INTELLECTUAL PROPERTY: As part of our service, we recommend professional legal advice through a Trademark Attorney concerning the availability and registration of the developed names, trademarks and logos. We strongly recommend that a thorough search be conducted for availability and registration and if clear, an application for registration for the trade mark and logo be made to secure ownership of the name, trade mark and logo in respect of the relevant goods and or services. While BDM Media Pty Ltd develops names, designs, trademarks and logos we assume no responsibility or liability for their availability and registration as we are not an attorney firm. We recommend the additional services to ensure you can use the developed names, designs, trademarks and logos and secure ownership of them.
MODIFICATIONS: Modifications of the terms of this Agreement must be written and authorized by both parties, involving the implementation of a new version of the Branding Proposal as a whole following standard procedures of documentation and approval.

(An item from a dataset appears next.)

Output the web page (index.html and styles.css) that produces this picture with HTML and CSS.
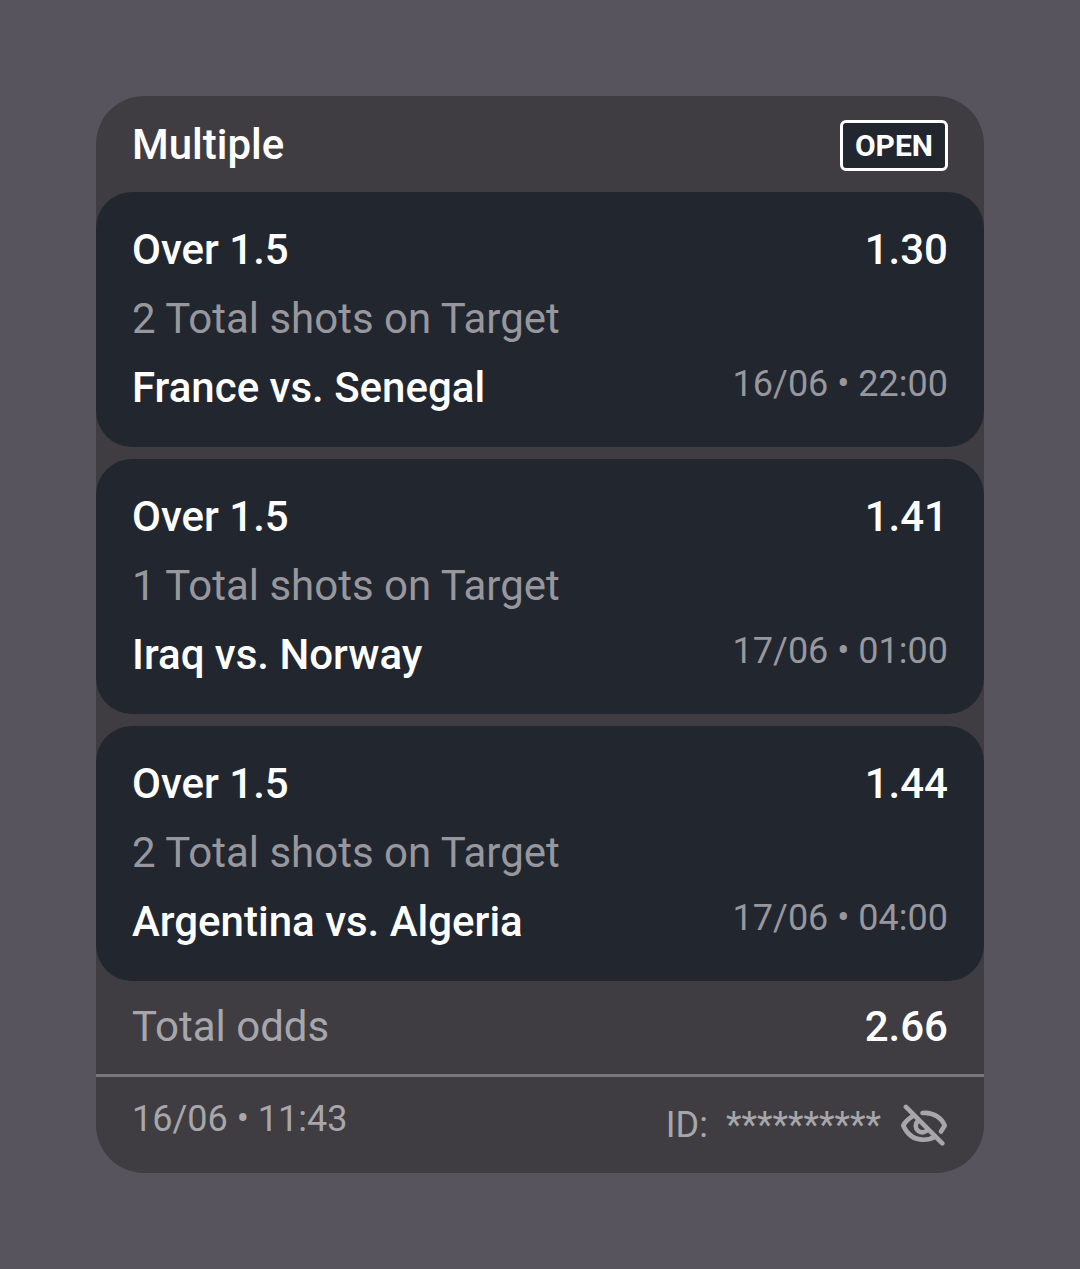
FILE: index.html
```html
<!DOCTYPE html>
<html lang="en">
<head>
<meta charset="utf-8">
<meta name="viewport" content="width=device-width, initial-scale=1">
<title>Multiple bet</title>
<link rel="stylesheet" href="styles.css">
</head>
<body>
<main class="slip">
  <header class="slip-header">
    <h1 class="title">Multiple</h1>
    <span class="status">OPEN</span>
  </header>
  <section class="bets">
    <article class="bet">
      <div class="row"><h2 class="strong">Over 1.5</h2><span class="strong">1.30</span></div>
      <p class="market">2 Total shots on Target</p>
      <div class="row"><span class="strong">France vs. Senegal</span><time class="date">16/06 • 22:00</time></div>
    </article>
    <article class="bet">
      <div class="row"><h2 class="strong">Over 1.5</h2><span class="strong">1.41</span></div>
      <p class="market">1 Total shots on Target</p>
      <div class="row"><span class="strong">Iraq vs. Norway</span><time class="date">17/06 • 01:00</time></div>
    </article>
    <article class="bet">
      <div class="row"><h2 class="strong">Over 1.5</h2><span class="strong">1.44</span></div>
      <p class="market">2 Total shots on Target</p>
      <div class="row"><span class="strong">Argentina vs. Algeria</span><time class="date">17/06 • 04:00</time></div>
    </article>
  </section>
  <div class="total"><span class="market">Total odds</span><span class="strong">2.66</span></div>
  <footer class="slip-footer">
    <time class="date">16/06 • 11:43</time>
    <div class="bet-id">
      <span>ID:</span><span class="mask">**********</span>
      <button class="reveal" type="button" aria-label="Show bet ID">
        <svg class="eye" viewBox="0 0 48 42" fill="none" stroke="currentColor" stroke-width="4.6" stroke-linecap="round" stroke-linejoin="round">
          <path d="M22.500 9c11-1 19 5 22.200 12.500L41 27.500"/>
          <path d="M13 12C8 15 5 18 3.300 21.500 7 30 14 35.700 23.500 35.700c4 0 8-1 11.500-3"/>
          <path d="M17.800 17a6.600 6.600 0 1 0 10 8.500"/>
          <path d="M5.900 2.900l36.400 36.400"/>
        </svg>
      </button>
    </div>
  </footer>
</main>
</body>
</html>
```
FILE: styles.css
```css
* { box-sizing: border-box; }
body {
  margin: 0;
  padding: 96px;
  background: #57545e;
  color: #fff;
  font-family: Roboto, sans-serif;
  font-size: 42px;
  line-height: 48px;
}
h1, h2, p { margin: 0; }
.slip { background: #403d42; border-radius: 48px; overflow: hidden; }
.slip-header {
  display: flex;
  align-items: flex-start;
  justify-content: space-between;
  padding: 24px 36px 21px;
}
.title, .strong { font-size: 42px; font-weight: 500; }
.title { line-height: 50px; }
.status {
  padding: 0 12px;
  border: 3px solid #fff;
  border-radius: 6px;
  background: #22262f;
  font-size: 30px;
  font-weight: 700;
  line-height: 45px;
}
.bets { display: grid; gap: 12px; }
.bet {
  display: grid;
  gap: 21px;
  padding: 34px 36px 35px;
  border-radius: 36px;
  background: #22262f;
}
.row, .total, .slip-footer { display: flex; justify-content: space-between; }
.market { color: #98979d; }
.date, .bet-id { color: #98979d; font-size: 36px; line-height: 42px; }
.row .date { line-height: 40px; }
.total { padding: 22px 36px 23px; border-bottom: 3px solid #76787b; }
.total .market, .slip-footer .date, .bet-id { color: #a7a7ab; }
.slip-footer { padding: 21px 36px 27px; }
.bet-id { display: flex; align-items: center; padding-top: 6px; }
.mask { margin-left: 18px; }
.reveal {
  display: flex;
  margin-left: 19px;
  padding: 0;
  border: 0;
  background: none;
  color: inherit;
  cursor: pointer;
}
.eye { width: 48px; height: 42px; }
```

ACCEPTANCE OF TERMS: Client promises to pay for the services rendered by Designer for the Work as agreed upon. By signing the Branding Proposal, Client agrees they have read, understood, and are considered legally bonded to these terms. Electronic signatures shall be considered legal and binding.

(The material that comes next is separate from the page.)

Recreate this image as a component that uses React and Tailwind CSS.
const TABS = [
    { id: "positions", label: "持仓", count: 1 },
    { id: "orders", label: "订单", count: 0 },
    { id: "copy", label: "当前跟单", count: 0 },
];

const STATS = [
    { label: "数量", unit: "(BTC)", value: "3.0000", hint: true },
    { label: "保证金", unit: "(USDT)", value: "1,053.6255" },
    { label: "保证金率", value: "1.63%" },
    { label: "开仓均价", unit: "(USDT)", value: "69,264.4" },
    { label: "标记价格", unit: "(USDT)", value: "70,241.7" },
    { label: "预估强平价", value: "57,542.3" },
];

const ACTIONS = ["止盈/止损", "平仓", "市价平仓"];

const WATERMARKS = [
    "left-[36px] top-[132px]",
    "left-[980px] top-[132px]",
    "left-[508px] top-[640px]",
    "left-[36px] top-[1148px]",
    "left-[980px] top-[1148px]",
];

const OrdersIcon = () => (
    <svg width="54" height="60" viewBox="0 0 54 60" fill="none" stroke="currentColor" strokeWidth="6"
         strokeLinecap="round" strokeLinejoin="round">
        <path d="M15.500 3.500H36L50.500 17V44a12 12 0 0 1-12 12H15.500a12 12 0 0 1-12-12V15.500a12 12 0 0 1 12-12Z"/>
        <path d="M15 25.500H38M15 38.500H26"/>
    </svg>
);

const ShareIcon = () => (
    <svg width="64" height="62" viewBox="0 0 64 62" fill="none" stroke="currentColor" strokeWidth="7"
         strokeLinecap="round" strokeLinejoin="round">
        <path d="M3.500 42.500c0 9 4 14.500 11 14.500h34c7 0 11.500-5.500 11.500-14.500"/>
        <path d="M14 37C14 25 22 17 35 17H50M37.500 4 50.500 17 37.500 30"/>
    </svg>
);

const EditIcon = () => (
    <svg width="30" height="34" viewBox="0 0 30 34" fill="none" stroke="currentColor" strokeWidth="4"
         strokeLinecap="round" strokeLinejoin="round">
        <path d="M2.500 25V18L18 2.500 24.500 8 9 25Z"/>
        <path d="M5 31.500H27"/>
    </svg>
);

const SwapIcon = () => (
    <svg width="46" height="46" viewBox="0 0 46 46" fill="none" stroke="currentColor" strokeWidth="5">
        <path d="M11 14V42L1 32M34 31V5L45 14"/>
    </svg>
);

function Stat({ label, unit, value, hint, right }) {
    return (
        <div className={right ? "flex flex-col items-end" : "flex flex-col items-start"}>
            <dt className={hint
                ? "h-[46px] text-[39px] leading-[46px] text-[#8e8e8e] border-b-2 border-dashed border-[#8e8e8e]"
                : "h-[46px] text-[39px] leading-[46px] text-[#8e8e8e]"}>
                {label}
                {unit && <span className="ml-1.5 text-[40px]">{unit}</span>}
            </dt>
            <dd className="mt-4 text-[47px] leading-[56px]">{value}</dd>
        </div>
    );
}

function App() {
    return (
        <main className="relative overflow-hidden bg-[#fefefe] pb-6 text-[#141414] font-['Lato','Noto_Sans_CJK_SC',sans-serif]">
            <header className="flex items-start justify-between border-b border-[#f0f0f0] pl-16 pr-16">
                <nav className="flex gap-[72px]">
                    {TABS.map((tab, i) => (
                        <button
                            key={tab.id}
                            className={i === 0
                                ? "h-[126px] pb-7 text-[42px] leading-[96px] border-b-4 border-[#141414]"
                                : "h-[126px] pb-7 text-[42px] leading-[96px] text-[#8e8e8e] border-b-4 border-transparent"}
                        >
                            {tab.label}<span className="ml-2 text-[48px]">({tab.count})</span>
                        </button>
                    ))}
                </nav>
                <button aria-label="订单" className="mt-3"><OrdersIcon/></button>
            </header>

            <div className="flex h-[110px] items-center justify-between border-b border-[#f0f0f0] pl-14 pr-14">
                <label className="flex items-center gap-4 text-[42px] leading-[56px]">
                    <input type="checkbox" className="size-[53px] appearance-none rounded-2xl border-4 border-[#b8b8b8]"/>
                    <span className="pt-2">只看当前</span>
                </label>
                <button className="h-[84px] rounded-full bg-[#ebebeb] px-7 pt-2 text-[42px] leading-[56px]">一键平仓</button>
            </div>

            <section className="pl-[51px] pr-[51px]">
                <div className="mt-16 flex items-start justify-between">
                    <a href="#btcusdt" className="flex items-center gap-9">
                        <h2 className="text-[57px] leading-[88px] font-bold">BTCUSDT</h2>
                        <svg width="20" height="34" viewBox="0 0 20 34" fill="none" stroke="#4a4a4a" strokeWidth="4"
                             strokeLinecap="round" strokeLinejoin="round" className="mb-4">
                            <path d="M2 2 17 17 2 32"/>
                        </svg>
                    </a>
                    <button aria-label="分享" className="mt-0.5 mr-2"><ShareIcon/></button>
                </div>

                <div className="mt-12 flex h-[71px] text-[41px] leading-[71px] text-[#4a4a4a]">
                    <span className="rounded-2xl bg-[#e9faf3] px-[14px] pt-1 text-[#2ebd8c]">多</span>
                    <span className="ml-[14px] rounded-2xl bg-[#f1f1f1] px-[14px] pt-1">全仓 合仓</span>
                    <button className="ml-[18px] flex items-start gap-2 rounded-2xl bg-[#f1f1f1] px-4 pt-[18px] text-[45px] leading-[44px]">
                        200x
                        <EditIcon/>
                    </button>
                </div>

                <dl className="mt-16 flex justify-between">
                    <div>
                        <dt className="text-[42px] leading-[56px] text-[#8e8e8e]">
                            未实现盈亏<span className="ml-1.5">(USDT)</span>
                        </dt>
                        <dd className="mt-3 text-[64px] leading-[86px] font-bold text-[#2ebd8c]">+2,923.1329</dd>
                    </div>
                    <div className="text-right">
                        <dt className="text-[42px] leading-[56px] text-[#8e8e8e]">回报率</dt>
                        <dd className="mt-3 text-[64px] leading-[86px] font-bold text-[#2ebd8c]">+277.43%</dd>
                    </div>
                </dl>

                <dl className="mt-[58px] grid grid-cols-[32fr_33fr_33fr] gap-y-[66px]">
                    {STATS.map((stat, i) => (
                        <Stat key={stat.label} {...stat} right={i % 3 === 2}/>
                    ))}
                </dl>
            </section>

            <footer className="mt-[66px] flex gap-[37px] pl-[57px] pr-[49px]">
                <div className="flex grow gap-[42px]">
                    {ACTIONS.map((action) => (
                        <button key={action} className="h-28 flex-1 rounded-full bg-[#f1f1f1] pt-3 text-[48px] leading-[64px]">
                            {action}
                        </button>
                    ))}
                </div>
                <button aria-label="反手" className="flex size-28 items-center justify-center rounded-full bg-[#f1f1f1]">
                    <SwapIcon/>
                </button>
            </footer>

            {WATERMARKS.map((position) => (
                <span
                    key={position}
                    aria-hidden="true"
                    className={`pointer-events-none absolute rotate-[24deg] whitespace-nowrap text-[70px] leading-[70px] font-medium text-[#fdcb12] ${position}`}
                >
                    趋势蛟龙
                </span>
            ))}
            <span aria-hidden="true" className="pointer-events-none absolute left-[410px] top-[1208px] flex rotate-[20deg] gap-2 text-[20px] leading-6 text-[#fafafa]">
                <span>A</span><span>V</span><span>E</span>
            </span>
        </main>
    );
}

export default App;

The parties have read this Agreement and agree to be bound by its terms, and further agree that it constitutes the complete and entire agreement of the parties and supersedes all previous communications, oral or written, and all other communications between them relating to the Agreement and to the subject hereof.
This License Agreement shall be governed by and interpreted in accordance with the laws of the State of Queensland and both parties submit to the jurisdiction of the courts of that State.